Among other things. When ever I mention that I am building an underground greenhouse I get the strangest looks. Its just the walls that are underground. The roof is transparent and lets the light in. It's based on the idea of a walipini, first used in Bolivia I believe.
Kind of a low tech method of getting some plants growing in inhospitable growing areas. Such as our 2b. Any way all good fun. I picked a site on the side of a south facing hill North of our Re-Tired garden to give ours a try. It's right where the excavator is digging.
Far enough that there is no shade near it and close enough that I can power it. Mine will be a little different in that I am berming it with tires that will have packed clay in them before I put the dirt back. I haven't decided on using green house plastic or the corrugated type for the roof. Probably the latter as it will have to carry a snow load. And I need to figure out how to insulate the roof during the cold times. Some type of slider made out of two inch pink styrofoam..
I know of one other fellow in Endako that has a semi underground green house and he does really well with it.
The sloping trench to the left is for an access steps that will lead to an insulated door. The trench on the right is for draining any water that gets in the place. It will drain from some drain pipe embedded in a foot of rock on the floor. The trench will get filled in as soon as I get the drain pipe in.

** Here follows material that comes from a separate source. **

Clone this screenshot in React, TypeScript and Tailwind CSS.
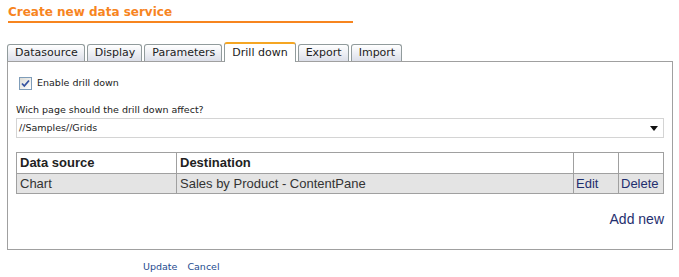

Ours will be a little bigger than 10 by 20 by 12 feet deep at the back - sloping to about seven at the south side. It is oriented E/W so that the Southern Sun will catch it all day long. There are calculations that you can google to get the exact angle of the roof depending on your latitude.
We are also cleaning out the fuel shed. It was full of crap, old moss in bags and rags and used oil in various sized drums and odd sundry containers, discarded paint, a bunch of two by four lumber ( that will be used for shelving) and a log stand that held a large gas tank that was removed.
We did find a couple of treasures: an old brass fire extinguisher, a one gallon metal pouring container and a galvanized oblong cistern with a tap.
Really the fuel shed was a fire hazard and prime range for our ubiquitous packrats. Jo-Ann tried to get in the place a couple of days ago to rescue a "Cleofied" cat and couldn't get past all the crap.
With the old tank stand removed I am left with a hole in the floor. The log I am sitting on just rests on dirt. The board my hammer is resting on holds up floor boards to the left of my hammer. I guess the weight of the stand and tank kinda supported the floor. Like a fat guy on a teeter totter, balance can be achieved - but nothing better move.. Mike Holmes would be shaking his head at the structure, or lack of. I wonder what he'd say about the outbuilding that was built around a couple of trees - one of which just fell down. "It's all gotta come down!"
We need a place to keep all of our fuel and lubricants. Away from the outbuildings and our house so that if a fire happens it wouldn't pose too great a danger. We also need a temporary storage for the stuff in the Red Shed as that is moving over to the Re-Tired garden for use as a Garden equipment and potting shed. Perhaps the red shed will even get insulated and heated. It will have year round water and power as we dug that in last year in anticipation of the move.
Anyway We have the fuel shed pretty much dunged and swept out now and we've stopped, mid day, for tea. Jo-Ann's been running the skidsteer and moving pallets and me, and a few close friends, around- when we get to the lazy stage, which makes the whole clean up process a lot faster.
She's not having any fun. It's just work, work, work..
I will have to do some restructuring of the shed in order to cover the six foot hole the tank stand was built in. And I will have to jack it up to level it. and then wire brush the galvanized siding on the outside and paint it fire engine red with white trim. And replace a broken window. After the plants get in the dirt.
And of course starting to plant. Cabbages, Carrots, Beets, Lettuce, Spinach, Onions Tomatoes, and of course Spuds. We picked up some tomato and cabbage sets at the local green house yesterday. Expensive way to plant and that is why I want to get the green house going for next year.